When attempting to communicate with your audience, make sure to keep things as simple as possible. This will help you deliver your message more effectively, and you will be more likely to have success when it comes to conveying your ideas. Don’t let long-winded explanations distract from what you are trying to say – make sure your audience has all the facts they need in a clear and concise manner.

Simplify as much as possible and you’ll find you’re likely to have more success in conveying your message.

Growth hack 2: Invite, don’t tell

We all want to feel special, and when it comes to workers and union members, the same is true.

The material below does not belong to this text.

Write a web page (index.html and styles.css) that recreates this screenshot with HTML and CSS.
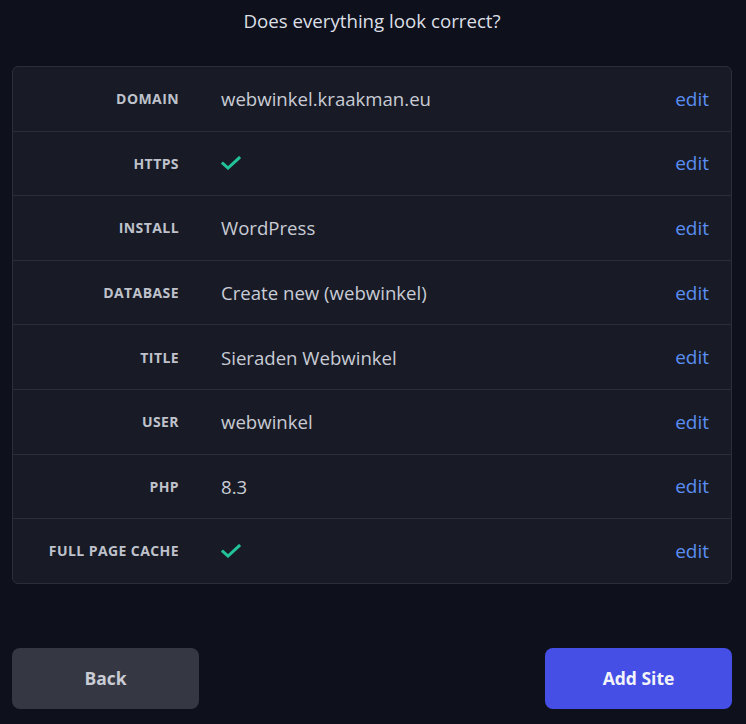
FILE: index.html
```html
<!DOCTYPE html>
<html lang="nl">
<head>
<meta charset="utf-8">
<title>Review</title>
<link rel="stylesheet" href="styles.css">
</head>
<body>
<div class="page">
  <h1 class="heading">Does everything look correct?</h1>
  <div class="card">
    <div class="row"><div class="label">Domain</div><div class="value">webwinkel.kraakman.eu</div><a class="edit" href="#">edit</a></div>
    <div class="row"><div class="label">HTTPS</div><div class="value"><svg class="check" viewBox="0 0 20 14" width="20" height="14"><path d="M2 7.5 L7 12 L18 2" fill="none" stroke="currentColor" stroke-width="3" stroke-linecap="square" stroke-linejoin="miter"/></svg></div><a class="edit" href="#">edit</a></div>
    <div class="row"><div class="label">Install</div><div class="value">WordPress</div><a class="edit" href="#">edit</a></div>
    <div class="row"><div class="label">Database</div><div class="value">Create new (webwinkel)</div><a class="edit" href="#">edit</a></div>
    <div class="row"><div class="label">Title</div><div class="value">Sieraden Webwinkel</div><a class="edit" href="#">edit</a></div>
    <div class="row"><div class="label">User</div><div class="value">webwinkel</div><a class="edit" href="#">edit</a></div>
    <div class="row"><div class="label">PHP</div><div class="value">8.3</div><a class="edit" href="#">edit</a></div>
    <div class="row"><div class="label">Full page cache</div><div class="value"><svg class="check" viewBox="0 0 20 14" width="20" height="14"><path d="M2 7.5 L7 12 L18 2" fill="none" stroke="currentColor" stroke-width="3" stroke-linecap="square" stroke-linejoin="miter"/></svg></div><a class="edit" href="#">edit</a></div>
  </div>
  <div class="actions">
    <button class="btn btn-back">Back</button>
    <button class="btn btn-primary">Add Site</button>
  </div>
</div>
</body>
</html>
```

FILE: styles.css
```css
html, body {
  margin: 0;
  padding: 0;
  background: #0e111b;
  font-family: "Open Sans", "Noto Sans", sans-serif;
  color: #d3d6de;
}
.page {
  padding: 0 12px;
  width: 720px;
  box-sizing: content-box;
}
.heading {
  margin: 0;
  height: 66px;
  padding-top: 8px;
  box-sizing: border-box;
  font-size: 18.7px;
  line-height: 26px;
  font-weight: 400;
  text-align: center;
  color: #dcdfe6;
}
.card {
  background: #181b26;
  border: 1px solid #2a2e3a;
  border-radius: 6px;
}
.row {
  display: grid;
  grid-template-columns: 166px 1fr auto;
  column-gap: 42px;
  align-items: center;
  height: 63.6px;
  padding-right: 22px;
  border-top: 1px solid #2a2e3a;
}
.row:first-child {
  border-top: none;
}
.label {
  text-align: right;
  font-size: 14px;
  font-weight: 700;
  text-transform: uppercase;
  letter-spacing: 0.03em;
  color: #bfc2cb;
}
.value {
  font-size: 18.6px;
  color: #c9ccd5;
  display: flex;
  align-items: center;
}
.check {
  color: #22c39a;
  display: block;
}
.edit {
  font-size: 19px;
  font-weight: 500;
  color: #5b8ef2;
  text-decoration: none;
}
.actions {
  display: flex;
  justify-content: space-between;
  margin-top: 64px;
}
.btn {
  width: 187px;
  height: 61px;
  border: none;
  border-radius: 8px;
  font-family: "Open Sans", "Noto Sans", sans-serif;
  font-size: 17.5px;
  font-weight: 700;
}
.btn-back {
  background: #353843;
  color: #c9ccd5;
}
.btn-primary {
  background: #454fe6;
  color: #f3f4fa;
}
```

Taking the time to make people feel included can be the difference between a successful organising effort or campaign and one that fades in the background.

For example, instead of just saying “check out union campaign”, invite people to participate in something important like “you are invited to participate in our important campaign to improve your workplace”. Or, instead of just saying “join your union today”, invite them to join with others who are taking action for their rights with something like “you are invited to join more than 30,000 union members who take action to protect workers’ rights”.

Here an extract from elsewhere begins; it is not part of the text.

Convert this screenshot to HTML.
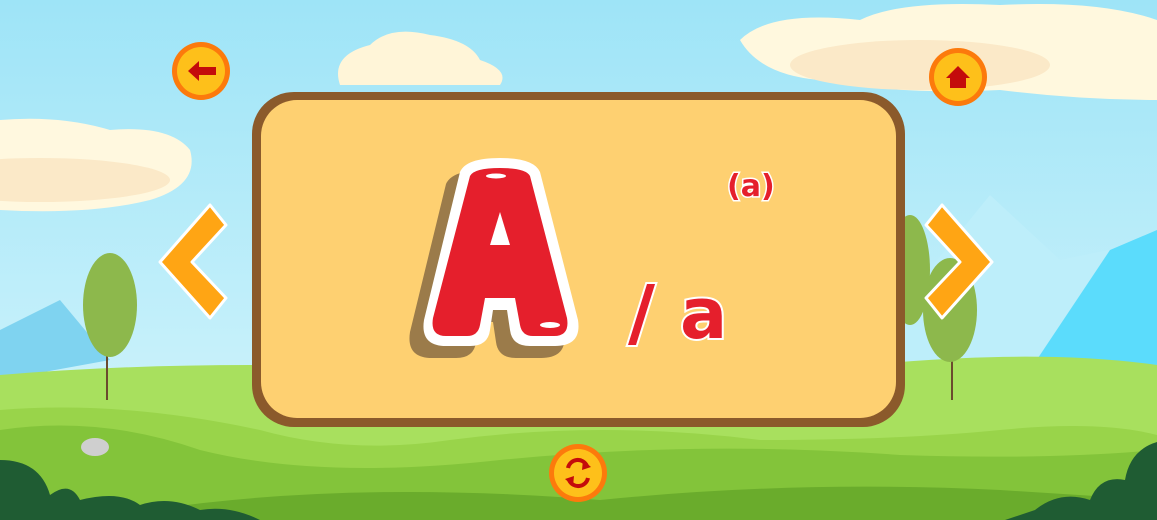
<!DOCTYPE html><html><head><style>body{margin:0;width:1157px;height:520px;overflow:hidden}svg{display:block}</style></head><body>
<svg width="1157" height="520" viewBox="0 0 1157 520" xmlns="http://www.w3.org/2000/svg">
<defs>
<linearGradient id="sky" x1="0" y1="0" x2="0" y2="1"><stop offset="0" stop-color="#9ee4f7"/><stop offset="1" stop-color="#d8f6fc"/></linearGradient>
</defs>
<rect width="1157" height="520" fill="url(#sky)"/>
<path d="M0 330 L60 300 L110 360 L0 380Z" fill="#7fd3f0"/>
<path d="M880 330 L990 195 L1060 260 L1157 240 L1157 370 L860 370Z" fill="#bdeefa"/>
<path d="M1030 370 L1110 250 L1157 230 L1157 370Z" fill="#5bdcfc"/>
<path d="M740 40 Q770 10 860 20 Q900 0 1000 5 Q1100 0 1157 20 L1157 100 Q1080 100 1000 90 Q900 95 820 80 Q760 75 740 40Z" fill="#fff8de"/>
<ellipse cx="920" cy="65" rx="130" ry="25" fill="#fbe9c8"/>
<path d="M340 85 Q330 55 370 45 Q390 25 430 35 Q470 40 480 60 Q510 70 500 85Z" fill="#fff5d8"/>
<path d="M0 120 Q60 115 110 130 Q170 125 190 150 Q200 185 150 200 Q90 215 0 210Z" fill="#fff8df"/>
<ellipse cx="40" cy="180" rx="130" ry="22" fill="#fbe9c8"/>
<path d="M0 375 Q200 358 450 370 Q700 385 900 362 Q1050 350 1157 365 L1157 520 L0 520Z" fill="#a8e05e"/>
<path d="M0 410 Q120 400 260 430 Q350 455 450 440 Q600 420 760 440 Q900 440 1000 430 Q1100 420 1157 435 L1157 520 L0 520Z" fill="#99d44a"/>
<path d="M0 430 Q100 415 200 450 Q320 480 500 460 Q700 440 900 455 Q1050 460 1157 450 L1157 520 L0 520Z" fill="#83c43a"/>
<path d="M150 510 Q350 480 600 500 Q800 480 1000 490 L1157 500 L1157 520 L150 520Z" fill="#6aac2c"/>
<path d="M0 460 Q40 460 50 495 Q70 480 80 500 Q120 490 140 505 Q170 495 200 510 Q230 505 260 520 L0 520Z" fill="#1f5c33"/>
<path d="M1157 442 Q1130 450 1125 480 Q1100 475 1090 500 Q1060 490 1035 510 L1005 520 L1157 520Z" fill="#1f5c33"/>
<ellipse cx="95" cy="447" rx="14" ry="9" fill="#cfcfcf"/>
<line x1="107" y1="340" x2="107" y2="400" stroke="#6b4a2e" stroke-width="2"/>
<ellipse cx="110" cy="305" rx="27" ry="52" fill="#8db84c"/>
<line x1="952" y1="345" x2="952" y2="400" stroke="#6b4a2e" stroke-width="2"/>
<ellipse cx="950" cy="310" rx="27" ry="52" fill="#8db84c"/>
<ellipse cx="910" cy="270" rx="20" ry="55" fill="#8db84c"/>
<rect x="252" y="92" width="653" height="335" rx="42" fill="#8b5a2b"/>
<rect x="261" y="100" width="635" height="318" rx="36" fill="#fed071"/>
<!-- A -->
<g transform="translate(-14,12)">
<path d="M460 172 Q466 158 500 158 Q534 158 540 172 L578 320 Q582 346 555 346 L530 346 Q512 346 510 330 L507 310 L493 310 L490 330 Q488 346 470 346 L446 346 Q420 346 424 320Z" fill="#9b7b4a"/>
</g>
<path d="M460 172 Q466 158 500 158 Q534 158 540 172 L578 320 Q582 346 555 346 L530 346 Q512 346 510 330 L507 310 L493 310 L490 330 Q488 346 470 346 L446 346 Q420 346 424 320Z" fill="#fff"/>
<path d="M470 176 Q474 168 500 168 Q526 168 530 176 L567 318 Q570 336 554 336 L533 336 Q522 336 520 325 L515 298 L485 298 L480 325 Q478 336 467 336 L446 336 Q430 336 433 318Z" fill="#e51f2c"/>
<path d="M490 245 L500 212 L510 245Z" fill="#fff"/>
<ellipse cx="496" cy="176" rx="10" ry="2.5" fill="#fff"/>
<ellipse cx="550" cy="325" rx="10" ry="3" fill="#fff"/>
<text x="727" y="196" font-family="DejaVu Sans,sans-serif" font-weight="bold" font-size="30" fill="#e51f2c" stroke="#fff" stroke-width="3" paint-order="stroke">(a)</text>
<text x="628" y="338" font-family="DejaVu Sans,sans-serif" font-weight="bold" font-size="74" fill="#e51f2c" stroke="#fff" stroke-width="4" paint-order="stroke">/</text>
<text x="680" y="338" font-family="DejaVu Sans,sans-serif" font-weight="bold" font-size="70" fill="#e51f2c" stroke="#fff" stroke-width="4" paint-order="stroke">a</text>
<path d="M210 205 L226 225 L192 262 L226 298 L210 318 L160 262Z" fill="#ffa514" stroke="#fff" stroke-width="3" stroke-linejoin="round"/>
<path d="M942 205 L926 225 L960 262 L926 298 L942 318 L992 262Z" fill="#ffa514" stroke="#fff" stroke-width="3" stroke-linejoin="round"/>
<g><circle cx="201" cy="71" r="29" fill="#fc7a0c"/><circle cx="201" cy="71" r="24" fill="#fec01a"/>
<path d="M188 71 L199 61 L199 67 L216 67 L216 75 L199 75 L199 81Z" fill="#c40b0b"/></g>
<g><circle cx="958" cy="77" r="29" fill="#fc7a0c"/><circle cx="958" cy="77" r="24" fill="#fec01a"/>
<path d="M946 78 L958 66 L970 78 L966 78 L966 88 L950 88 L950 78Z" fill="#c40b0b"/></g>
<g><circle cx="578" cy="473" r="29" fill="#fc7a0c"/><circle cx="578" cy="473" r="24" fill="#fec01a"/>
<path d="M568 468 A10 10 0 0 1 587 466" fill="none" stroke="#c40b0b" stroke-width="4"/><path d="M583 460 L591 467 L582 470Z" fill="#c40b0b"/>
<path d="M588 478 A10 10 0 0 1 569 480" fill="none" stroke="#c40b0b" stroke-width="4"/><path d="M573 486 L565 479 L574 476Z" fill="#c40b0b"/></g>
</svg></body></html>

Being a good union communicator or organiser means making people feel special and included – this is a great way to demonstrate that your union cares about its members and potential members.

Don’t ignore this essential step to invite, don’t tell.

Growth hack 3: Always include images of members

It’s no secret that visuals are powerful when it comes to communication — including social media, posters, email and digital (e.g. Facebook) advertising.

Research from the corporate sector has shown that ads with images of faces in them generate significantly higher conversion rate than ads without them (see here). Even just a hand displaying the product versus a simple product picture has shown to increase conversion rates significantly.

That’s why union comms staff and organisers should always make sure to use visuals with members in them (where it makes sense of course).

If you’re looking to create content with visuals, avoid using stock photos whenever possible. Most of the “good”, popular stock photos are already widely used across the internet by other organisations, meaning they won’t be unique or eye-catching. Instead, use real photos of your union members. Not only will these be more genuine and relatable, but they will also help build trust with your audience.

(It’s also worth investing in some professionally shot photographs of members, union leadership and other important images you’re union is likely to use. Again, research shows that professionally shot photographs significantly outperform “amateur” photos across social media platforms.)

When you’re looking to create content with visuals, make sure to put your members front and centre!

Growth hack 4: Repost old content

If you’re like most union comms staff, you know just how difficult it can be to keep your social media presence alive. You’re tasked with creating enough content to make sure you don’t bore your members and potential members (on top of a million other things you need to do!).

Reposting content is a great way to get the attention of your followers without spending huge amounts of time creating fresh content. Any content that isn’t time-sensitive is fair game for reposting, so don’t be afraid to share the same post more than once, even from day to day.

As a matter of fact, it’s probably a good idea since only about 20% of your followers actually see each post you make on platforms like Twitter or Facebook.

Reposting can also help you test which times of day are most effective for your union — early morning, lunchtime or dinnertime — so you can experiment what will help maximise the reach of each post.

It’s okay to repost content on your social media channels, so that more people see them!

Growth hack 5: The vomit principle

We’re living in a world that’s saturated with advertising and content. According to research, it’s estimated that people see more than 5,000 ads each day, but forget the majority of this content within a period of 24-72 hours.

So how do you ensure that people remember your message and take action? It turns out that there’s a simple rule which can be applied in your union communications: the “rule of five”, also known as the “vomit principle”.

The rule suggests that members need to be exposed to your union’s campaigns and messages at least five times before they take action or even remember what was said. In politics, this is called the “vomit principle” — “if I see this message/slogan one more time, I’ll vomit”.

When you feel that way, your message is just starting to cut through to your audience.

Don’t make the mistake of thinking that sending one email, or posting a message on social media is enough for people to remember it and be persuaded to act. (Note that some people may respond to minimal contact, but they are the minority.)

What’s more important is pre-planning your interactions with members and potential members over a period of time – at least five times. The more diversity in channel they receive the same message, the better (this creates a rich network of synaptic links in the brain.) This could include emails, social media posts and digital ads, workplace posters, direct mail, SMS, and phone calls.

An important part of the vomit principle is consistency. Consistency builds trust. Trust builds retention. You can create this consistency across all of your communications and organising (website, emails, letters, SMS, social media, member portals, workplace posters and flyers, even how your team answers reception calls and Member Service calls).

Consistent branding (including language, colors and fonts, design, messaging) at everything from your email to your ads to whatever in-person things you might even be doing — all of that matters to ensuring that your members and potential members notice and remember your messages.

Remember: if you want people to take action and remember your message, repeat it at least five times and keep it consistent.